Ainda existe um terceiro erro que é a má interpretação do Maranata, vem Jesus. É o vem Jesus e arrebata a tua igreja. Vem Jesus e separa aqueles que estão destinados à salvação daqueles que
irremediavelmente estão condenados à perdição. Será que eu estou enganado, ou em algumas dessas orações que pedem a urgente volta de Jesus, estão embutidos desejos de vingança contra desafetos, e condenações sumárias a adversários? Quando se ora “vem Jesus, arrebata a tua igreja” não há por trás disso a intenção de que os não cristãos e até mesmo alguns cristãos sejam deixados para queimar no fogo do inferno? Explicitamente talvez não, ninguém é doido para conscientemente afirmar tal coisa. Mas se olharmos profundamente a intenção inconsciente é o que se pode concluir.

Quem faz orações deste tipo deveria ler o que Deus respondeu para Jonas no deserto quando este pedia pela destruição de Nínive: Jonas, você está comovido com a morte de uma planta que você não fez nascer e nem crescer, um mamoeiro que numa só noite nasceu e pereceu? Como não hei de ter compaixão da grande cidade de Nínive, em que há mais de cento e vinte mil pessoas, que não sabem discernir entre a mão direita e a mão esquerda? Deveria experimentar a decepção que discípulos sentiram quando pediram fogo do céu para consumir uma cidade que não recebera muito bem a mensagem do evangelho, e Jesus os interpelou dizendo: Vocês não sabem de que espírito são? Vocês desconhecem a natureza do espírito pelo o qual foram chamados? Alguns manuscritos ainda acrescentam: Esse homem que está aqui, não veio para destruir vidas, mas sim para salvá-las.

Para encerrar, recentemente vi um filme em que um pastor novo consulta o avô, também pastor, sobre o que fazer com uma pessoa que Deus havia colocado em seu caminho e estava lhe perseguindo. E o velhinho atônito perguntou: O que você está dizendo? Que Deus colocou alguém no seu caminho? Responda-me uma coisa: Quem é que está a serviço de Deus? Quem é que foi chamado para ser seu servo? Quem é que ora todo dia seja feita a tua vontade, assim na terra como no céu, não é você? E agora tem a coragem de me dizer que Deus colocou alguém no seu caminho. Veja se enxerga rapaz! Deus não colocou pessoa alguma no seu caminho. Colocou você no caminho dela.
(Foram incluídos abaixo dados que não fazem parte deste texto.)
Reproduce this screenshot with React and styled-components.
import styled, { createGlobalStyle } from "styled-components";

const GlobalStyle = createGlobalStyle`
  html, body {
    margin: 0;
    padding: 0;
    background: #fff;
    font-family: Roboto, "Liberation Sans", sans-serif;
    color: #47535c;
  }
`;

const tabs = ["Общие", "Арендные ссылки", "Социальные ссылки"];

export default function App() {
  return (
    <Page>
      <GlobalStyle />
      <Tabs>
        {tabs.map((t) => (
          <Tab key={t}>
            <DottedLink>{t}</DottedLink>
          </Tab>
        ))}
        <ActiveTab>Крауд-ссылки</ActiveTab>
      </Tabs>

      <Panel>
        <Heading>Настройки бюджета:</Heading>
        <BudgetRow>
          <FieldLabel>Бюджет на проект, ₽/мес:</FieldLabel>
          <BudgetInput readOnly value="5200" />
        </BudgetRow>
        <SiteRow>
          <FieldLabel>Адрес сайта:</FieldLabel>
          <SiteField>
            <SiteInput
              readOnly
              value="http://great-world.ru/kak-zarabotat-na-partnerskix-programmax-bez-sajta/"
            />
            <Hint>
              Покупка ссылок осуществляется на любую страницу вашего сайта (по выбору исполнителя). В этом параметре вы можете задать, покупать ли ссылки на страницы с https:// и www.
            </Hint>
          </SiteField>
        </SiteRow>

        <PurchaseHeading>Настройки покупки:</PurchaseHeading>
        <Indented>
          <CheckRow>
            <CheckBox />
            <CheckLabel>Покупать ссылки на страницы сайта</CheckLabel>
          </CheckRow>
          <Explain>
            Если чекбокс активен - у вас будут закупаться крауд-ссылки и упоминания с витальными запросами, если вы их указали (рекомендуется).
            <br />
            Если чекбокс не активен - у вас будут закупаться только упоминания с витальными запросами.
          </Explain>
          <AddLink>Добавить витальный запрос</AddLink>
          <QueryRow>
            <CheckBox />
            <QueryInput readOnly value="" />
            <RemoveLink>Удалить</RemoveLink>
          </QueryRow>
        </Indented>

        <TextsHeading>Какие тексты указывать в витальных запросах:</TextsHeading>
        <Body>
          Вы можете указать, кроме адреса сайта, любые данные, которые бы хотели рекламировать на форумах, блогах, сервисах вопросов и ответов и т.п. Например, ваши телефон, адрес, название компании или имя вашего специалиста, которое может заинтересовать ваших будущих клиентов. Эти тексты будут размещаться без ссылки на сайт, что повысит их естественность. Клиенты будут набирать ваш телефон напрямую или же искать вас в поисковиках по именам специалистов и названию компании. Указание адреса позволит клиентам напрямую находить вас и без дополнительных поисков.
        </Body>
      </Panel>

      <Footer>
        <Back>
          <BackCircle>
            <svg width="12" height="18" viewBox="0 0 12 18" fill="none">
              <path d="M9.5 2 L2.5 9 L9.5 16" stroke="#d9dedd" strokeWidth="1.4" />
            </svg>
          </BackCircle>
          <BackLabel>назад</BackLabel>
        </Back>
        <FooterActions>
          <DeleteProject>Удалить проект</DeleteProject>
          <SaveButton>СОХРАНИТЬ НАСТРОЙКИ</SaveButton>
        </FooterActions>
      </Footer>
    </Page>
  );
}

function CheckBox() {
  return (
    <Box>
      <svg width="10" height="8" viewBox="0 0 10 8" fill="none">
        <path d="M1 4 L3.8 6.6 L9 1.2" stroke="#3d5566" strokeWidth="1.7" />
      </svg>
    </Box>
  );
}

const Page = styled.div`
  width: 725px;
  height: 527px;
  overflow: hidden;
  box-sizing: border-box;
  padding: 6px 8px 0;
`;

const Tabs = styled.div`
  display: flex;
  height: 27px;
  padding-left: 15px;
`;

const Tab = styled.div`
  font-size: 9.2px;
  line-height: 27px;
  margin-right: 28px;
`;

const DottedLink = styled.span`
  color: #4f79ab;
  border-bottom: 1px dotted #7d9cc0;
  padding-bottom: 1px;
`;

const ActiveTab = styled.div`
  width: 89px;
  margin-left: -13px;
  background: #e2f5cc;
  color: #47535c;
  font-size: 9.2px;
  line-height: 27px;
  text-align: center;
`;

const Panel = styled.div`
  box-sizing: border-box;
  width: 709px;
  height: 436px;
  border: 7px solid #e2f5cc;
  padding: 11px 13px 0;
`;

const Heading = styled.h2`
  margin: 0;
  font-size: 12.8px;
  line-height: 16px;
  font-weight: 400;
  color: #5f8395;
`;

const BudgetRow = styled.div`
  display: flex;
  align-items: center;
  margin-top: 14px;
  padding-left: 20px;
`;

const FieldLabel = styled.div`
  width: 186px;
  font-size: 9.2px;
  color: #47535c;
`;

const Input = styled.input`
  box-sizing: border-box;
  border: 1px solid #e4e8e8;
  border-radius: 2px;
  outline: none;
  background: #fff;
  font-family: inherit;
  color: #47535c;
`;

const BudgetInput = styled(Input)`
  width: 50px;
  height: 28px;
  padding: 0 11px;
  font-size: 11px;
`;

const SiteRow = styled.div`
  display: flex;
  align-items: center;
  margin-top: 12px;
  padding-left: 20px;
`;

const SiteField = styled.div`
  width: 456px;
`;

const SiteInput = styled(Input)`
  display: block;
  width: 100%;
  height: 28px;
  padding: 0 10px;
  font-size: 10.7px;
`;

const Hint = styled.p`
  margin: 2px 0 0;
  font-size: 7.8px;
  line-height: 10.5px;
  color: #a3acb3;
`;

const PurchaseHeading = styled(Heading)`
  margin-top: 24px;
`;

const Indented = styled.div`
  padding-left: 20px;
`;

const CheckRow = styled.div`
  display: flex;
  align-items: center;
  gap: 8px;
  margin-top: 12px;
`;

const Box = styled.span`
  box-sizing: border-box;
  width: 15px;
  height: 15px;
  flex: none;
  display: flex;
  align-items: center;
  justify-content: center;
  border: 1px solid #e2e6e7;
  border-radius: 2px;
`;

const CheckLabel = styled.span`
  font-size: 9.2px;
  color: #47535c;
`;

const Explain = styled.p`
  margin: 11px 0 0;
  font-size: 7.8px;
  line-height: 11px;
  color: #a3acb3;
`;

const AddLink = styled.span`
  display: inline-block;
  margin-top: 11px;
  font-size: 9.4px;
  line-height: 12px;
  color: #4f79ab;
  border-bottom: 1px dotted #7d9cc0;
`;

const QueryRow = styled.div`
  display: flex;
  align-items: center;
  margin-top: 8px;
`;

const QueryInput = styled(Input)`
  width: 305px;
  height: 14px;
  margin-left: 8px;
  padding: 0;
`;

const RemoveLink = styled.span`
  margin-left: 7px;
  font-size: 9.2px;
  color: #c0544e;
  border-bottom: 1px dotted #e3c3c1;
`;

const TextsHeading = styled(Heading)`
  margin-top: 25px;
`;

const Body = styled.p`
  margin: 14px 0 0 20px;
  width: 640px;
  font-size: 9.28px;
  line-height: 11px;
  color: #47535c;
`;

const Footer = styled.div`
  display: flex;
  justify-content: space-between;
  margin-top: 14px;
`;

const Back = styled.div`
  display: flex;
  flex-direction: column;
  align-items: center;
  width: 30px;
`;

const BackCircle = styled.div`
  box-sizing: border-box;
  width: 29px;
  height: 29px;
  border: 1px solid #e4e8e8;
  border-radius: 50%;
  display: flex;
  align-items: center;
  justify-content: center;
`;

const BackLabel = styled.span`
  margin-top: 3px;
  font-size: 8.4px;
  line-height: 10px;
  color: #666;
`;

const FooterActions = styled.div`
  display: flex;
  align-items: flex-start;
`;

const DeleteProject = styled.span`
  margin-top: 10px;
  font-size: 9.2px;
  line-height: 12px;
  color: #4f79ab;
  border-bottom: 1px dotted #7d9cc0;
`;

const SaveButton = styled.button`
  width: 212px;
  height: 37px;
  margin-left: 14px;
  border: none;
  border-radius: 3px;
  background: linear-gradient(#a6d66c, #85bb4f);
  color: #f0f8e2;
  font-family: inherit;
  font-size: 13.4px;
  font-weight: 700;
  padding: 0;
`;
O pastor novo estava cometendo o mesmo erro que o salmista. Um erro que frequentemente cometemos. Por isso que eu disse lá em cima que é um mal que podemos evitar. Contudo, imaginar que se pode pregar as verdades de Deus sem ser incomodado, sem ser perseguido é pura ilusão. Jesus disse: desde os tempos de João Batista o Reino de Deus sofre violência, e os violentos tentam impedi-lo (Mt 11,12). É erro de achar que os obstáculos do ministério cristão serão removidos por Deus através de um simples apelo. Somente depois da visão da glória de Deus, somente depois que percebeu quem era o Deus a quem estava servindo, que ele pode entender a sua realidade. Deus estava fazendo justamente o contrário, colocando ele, o salmista, no caminho dos perseguidores da sua Palavra.
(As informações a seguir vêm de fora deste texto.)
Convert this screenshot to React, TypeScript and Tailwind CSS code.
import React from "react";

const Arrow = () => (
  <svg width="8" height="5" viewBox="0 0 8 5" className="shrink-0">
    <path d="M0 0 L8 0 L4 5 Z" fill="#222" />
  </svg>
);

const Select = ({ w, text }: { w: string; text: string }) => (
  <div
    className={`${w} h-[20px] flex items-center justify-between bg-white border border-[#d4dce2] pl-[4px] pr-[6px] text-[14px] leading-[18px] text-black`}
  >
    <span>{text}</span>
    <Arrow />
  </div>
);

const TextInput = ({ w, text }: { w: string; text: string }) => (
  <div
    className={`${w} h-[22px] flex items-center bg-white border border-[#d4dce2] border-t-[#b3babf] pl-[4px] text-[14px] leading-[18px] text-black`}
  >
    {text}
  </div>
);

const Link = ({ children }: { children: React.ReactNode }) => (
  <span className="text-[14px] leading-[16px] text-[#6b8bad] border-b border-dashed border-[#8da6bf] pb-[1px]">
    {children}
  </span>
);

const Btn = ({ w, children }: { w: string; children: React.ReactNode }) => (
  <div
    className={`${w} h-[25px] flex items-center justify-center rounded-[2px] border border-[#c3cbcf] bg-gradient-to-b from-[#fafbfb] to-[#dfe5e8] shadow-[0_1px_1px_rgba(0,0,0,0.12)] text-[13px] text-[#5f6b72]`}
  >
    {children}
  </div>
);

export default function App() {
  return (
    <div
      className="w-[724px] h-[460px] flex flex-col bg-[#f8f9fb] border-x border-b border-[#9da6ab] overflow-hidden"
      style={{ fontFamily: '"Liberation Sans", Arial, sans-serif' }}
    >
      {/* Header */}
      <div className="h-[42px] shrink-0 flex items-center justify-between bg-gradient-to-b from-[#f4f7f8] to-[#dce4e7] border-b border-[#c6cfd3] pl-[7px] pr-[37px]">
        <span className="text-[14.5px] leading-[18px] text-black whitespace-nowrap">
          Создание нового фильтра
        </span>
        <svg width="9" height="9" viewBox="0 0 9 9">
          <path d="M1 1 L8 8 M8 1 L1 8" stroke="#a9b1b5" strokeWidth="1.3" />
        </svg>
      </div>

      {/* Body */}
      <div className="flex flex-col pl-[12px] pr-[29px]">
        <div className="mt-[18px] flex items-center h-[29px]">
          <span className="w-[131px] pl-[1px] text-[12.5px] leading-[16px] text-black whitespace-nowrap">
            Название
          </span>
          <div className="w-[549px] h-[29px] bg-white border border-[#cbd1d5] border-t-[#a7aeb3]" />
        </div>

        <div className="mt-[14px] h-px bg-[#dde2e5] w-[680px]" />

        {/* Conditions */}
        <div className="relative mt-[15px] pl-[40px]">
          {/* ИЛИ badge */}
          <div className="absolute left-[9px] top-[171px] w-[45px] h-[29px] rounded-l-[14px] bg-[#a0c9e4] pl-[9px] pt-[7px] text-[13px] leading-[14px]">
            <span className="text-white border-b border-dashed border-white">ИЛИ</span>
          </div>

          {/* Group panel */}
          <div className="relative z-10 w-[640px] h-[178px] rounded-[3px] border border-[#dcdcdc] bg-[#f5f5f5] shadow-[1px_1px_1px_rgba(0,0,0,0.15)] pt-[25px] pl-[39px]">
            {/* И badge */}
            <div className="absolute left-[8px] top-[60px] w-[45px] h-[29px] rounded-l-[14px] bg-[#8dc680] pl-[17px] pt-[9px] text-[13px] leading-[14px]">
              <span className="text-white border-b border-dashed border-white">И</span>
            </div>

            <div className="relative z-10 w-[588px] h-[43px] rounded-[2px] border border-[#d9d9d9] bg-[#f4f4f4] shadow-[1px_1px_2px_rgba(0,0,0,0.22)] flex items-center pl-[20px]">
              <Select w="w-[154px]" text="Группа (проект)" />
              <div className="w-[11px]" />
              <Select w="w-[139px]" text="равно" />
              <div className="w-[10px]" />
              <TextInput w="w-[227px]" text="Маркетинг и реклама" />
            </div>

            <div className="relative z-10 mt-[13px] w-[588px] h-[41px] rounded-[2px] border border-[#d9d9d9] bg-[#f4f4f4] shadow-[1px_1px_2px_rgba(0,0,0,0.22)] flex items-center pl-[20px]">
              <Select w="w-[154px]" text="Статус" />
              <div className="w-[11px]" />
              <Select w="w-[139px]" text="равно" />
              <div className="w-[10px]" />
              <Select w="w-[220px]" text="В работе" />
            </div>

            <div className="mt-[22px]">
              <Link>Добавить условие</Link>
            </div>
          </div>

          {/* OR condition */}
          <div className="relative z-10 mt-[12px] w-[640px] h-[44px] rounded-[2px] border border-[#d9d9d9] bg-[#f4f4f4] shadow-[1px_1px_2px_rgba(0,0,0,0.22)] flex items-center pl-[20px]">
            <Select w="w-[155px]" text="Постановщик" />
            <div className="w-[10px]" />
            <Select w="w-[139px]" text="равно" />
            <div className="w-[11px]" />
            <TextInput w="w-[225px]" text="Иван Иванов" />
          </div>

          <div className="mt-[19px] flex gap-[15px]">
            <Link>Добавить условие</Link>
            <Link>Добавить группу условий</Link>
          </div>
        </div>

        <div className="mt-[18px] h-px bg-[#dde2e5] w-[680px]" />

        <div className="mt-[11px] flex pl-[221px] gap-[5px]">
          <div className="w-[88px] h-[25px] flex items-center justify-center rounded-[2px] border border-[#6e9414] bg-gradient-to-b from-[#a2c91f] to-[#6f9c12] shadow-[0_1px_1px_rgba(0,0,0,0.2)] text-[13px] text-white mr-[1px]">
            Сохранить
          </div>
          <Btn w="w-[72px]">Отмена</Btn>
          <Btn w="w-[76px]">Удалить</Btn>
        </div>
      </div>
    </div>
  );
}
Djavan compôs uma música cuja letra diz: O que é o sofrer, pra mim, que estou jurado pra morrer de amor? Letra copiada escancaradamente de Paulo, quando diz em Romanos: Por amor de ti enfrentamos a morte todos os dias, e já fomos considerados como ovelhas destinadas ao matadouro. Então, o que é uma perseguiçãozinha para quem foi chamado a morrer pelo evangelho? A reação do salmista à perseguição resultou, naquele momento, na derrota do inimigo, para a humanidade, em todos os tempos, resultou no salmo 63, essa maravilha da literatura bíblica, que Deus tem usando para nos mostrar que ele colocou a sua igreja no caminho do mundo, e não o mundo no caminho da sua igreja.
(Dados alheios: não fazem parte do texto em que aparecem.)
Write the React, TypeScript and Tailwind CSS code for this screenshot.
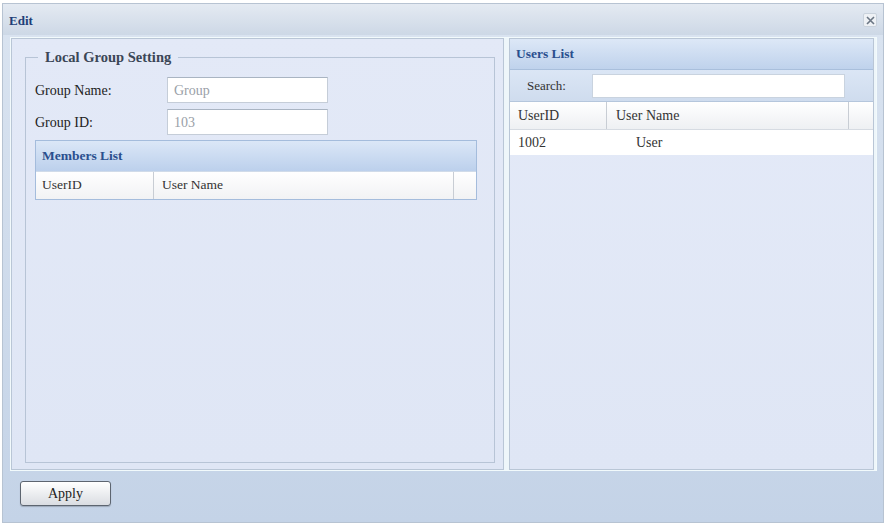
import React from "react";

const serif = { fontFamily: '"Liberation Serif", "Times New Roman", serif' };

export default function App() {
  return (
    <div className="w-[887px] h-[526px] bg-white relative overflow-hidden" style={serif}>
      <div className="absolute left-[2px] top-[3px] w-[882px] h-[520px] border border-[#b7c3d2] bg-[#c7d5e8] flex flex-col">
        {/* Title bar */}
        <div className="h-[31px] flex items-center justify-between pl-[6px] pr-[5px] bg-gradient-to-b from-[#e4eaf2] to-[#cdd8e6]">
          <span className="text-[13px] font-bold text-[#1f3f78] mt-[2px]">Edit</span>
          <div className="w-[14px] h-[14px] mr-[1px] mt-[1px] flex items-center justify-center border border-[#c9d2dc] bg-[#eef1f5] rounded-[2px]">
            <svg width="9" height="9" viewBox="0 0 9 9">
              <path d="M1 1 L8 8 M8 1 L1 8" stroke="#6b7684" strokeWidth="1.6" />
            </svg>
          </div>
        </div>
        {/* Body */}
        <div className="flex-1 flex flex-col bg-gradient-to-b from-[#d9e3f0] to-[#c4d3e7]">
          <div className="ml-[7px] mr-[6px] mt-[2px] h-[434px] border border-[#f2fafc] flex gap-[5px] bg-[#eef6fa]">
            {/* Left panel */}
            <div className="w-[493px] h-full border border-[#b9c6d6] bg-gradient-to-b from-[#e3e9f7] to-[#dfe6f5] pt-[18px] pl-[13px] pr-[8px] pb-[6px]">
              <div className="relative h-full border border-[#b7c4d6] pt-[19px] px-[9px]">
                <span className="absolute left-[12px] top-[-10px] px-[7px] bg-[#e3e9f7] text-[14.5px] font-bold text-[#3b4656] leading-[18px]">
                  Local Group Setting
                </span>
                <div className="flex items-center h-[26px]">
                  <span className="w-[132px] text-[14px] text-[#222]">Group Name:</span>
                  <div className="w-[161px] h-[26px] bg-white border border-[#c5cdd8] border-t-[#a9b4c2] flex items-center px-[6px] text-[14px] text-[#9aa0a8]">Group</div>
                </div>
                <div className="flex items-center h-[26px] mt-[6px]">
                  <span className="w-[132px] text-[14px] text-[#222]">Group ID:</span>
                  <div className="w-[161px] h-[26px] bg-white border border-[#c5cdd8] border-t-[#a9b4c2] flex items-center px-[6px] text-[14px] text-[#9aa0a8]">103</div>
                </div>
                <div className="mt-[5px] w-[442px] border border-[#a4bcdc]">
                  <div className="h-[30px] flex items-center px-[6px] bg-gradient-to-b from-[#dbe7f7] to-[#bcd0ec] text-[13.5px] font-bold text-[#2a4f8e]">
                    Members List
                  </div>
                  <div className="h-[28px] flex bg-gradient-to-b from-[#ffffff] to-[#f1f2f4] text-[13.5px] text-[#333] border-t border-[#d0dbe9]">
                    <div className="w-[118px] flex items-center px-[6px] border-r border-[#c8cdd4]">UserID</div>
                    <div className="flex-1 flex items-center px-[8px] border-r border-[#c8cdd4]">User Name</div>
                    <div className="w-[22px]" />
                  </div>
                </div>
              </div>
            </div>
            {/* Right panel */}
            <div className="flex-1 h-full border border-[#b9c6d6] mr-[2px] bg-gradient-to-b from-[#e4eaf8] to-[#dfe6f5] flex flex-col">
              <div className="h-[31px] flex items-center px-[6px] bg-gradient-to-b from-[#dde8f7] to-[#bfd2ec] border-b border-[#a9bfdc] text-[13.5px] font-bold text-[#2a4f8e]">
                Users List
              </div>
              <div className="h-[32px] flex items-center bg-gradient-to-b from-[#dbe6f5] to-[#cfdcee] border-b border-[#b5c6dc]">
                <span className="w-[82px] pl-[17px] text-[13px] text-[#333]">Search:</span>
                <div className="w-[253px] h-[24px] bg-white border border-[#c9d3df]" />
              </div>
              <div className="h-[28px] flex bg-gradient-to-b from-[#ffffff] to-[#eef0f3] text-[14px] text-[#333] border-b border-[#d6dbe2]">
                <div className="w-[97px] flex items-center px-[8px] border-r border-[#c8cdd4]">UserID</div>
                <div className="w-[242px] flex items-center px-[9px] border-r border-[#c8cdd4]">User Name</div>
                <div className="flex-1" />
              </div>
              <div className="h-[25px] flex bg-white text-[14px] text-[#333]">
                <div className="w-[97px] flex items-center px-[8px]">1002</div>
                <div className="flex items-center pl-[29px]">User</div>
              </div>
            </div>
          </div>
          {/* Footer */}
          <div className="flex-1 flex items-start pt-[10px] pl-[17px]">
            <button className="w-[91px] h-[25px] rounded-[3px] border border-[#5d6570] bg-gradient-to-b from-[#ffffff] to-[#dadde2] text-[14px] text-[#222] shadow-[0_1px_1px_rgba(0,0,0,0.2)]">
              Apply
            </button>
          </div>
        </div>
      </div>
    </div>
  );
}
Eu vou parar por aqui, mas não sem antes dizer que felizmente este salmo não é somente denuncia e condenação. Não é só pauleira, como o livro do profeta Naum, nele existe um divisor de águas. Existe uma referência que divide os estados do antes e do depois; a angústia do gozo; a apreensão do louvor; a perseguição da vitória. E é nessa referência que o salmista busca o consolo e força. Não é nada consistente como a chegada da cavalaria. Nos filmes de bang bang, quando a cavalaria chegava, todo mundo estava salvo. A referência do salmista não passa de uma frágil lembrança. Lembrança de um passado distante. Ele dormia sobressaltado, acordou com a boca seca e com o corpo exausto; foi quando se lembrou de uma experiência vivida na casa de Deus, aí tudo se modificou. Aquele que estava com medo da morte, descobriu algo que é melhor do que a vida. Quem fugia desespe­rada­mente do adversário, voltou-se contra ele de mãos levantadas em nome de Deus. De perseguido, passou a se empenhar em calar a boca dos mentirosos. Apenas a lembrança do dia em que viu a glória de Deus no templo, foi suficiente para lhe dar a certeza de que, mesmo que ele viesse a morrer, o inimigo não triunfaria e a palavra de Deus, por fim, prevaleceria.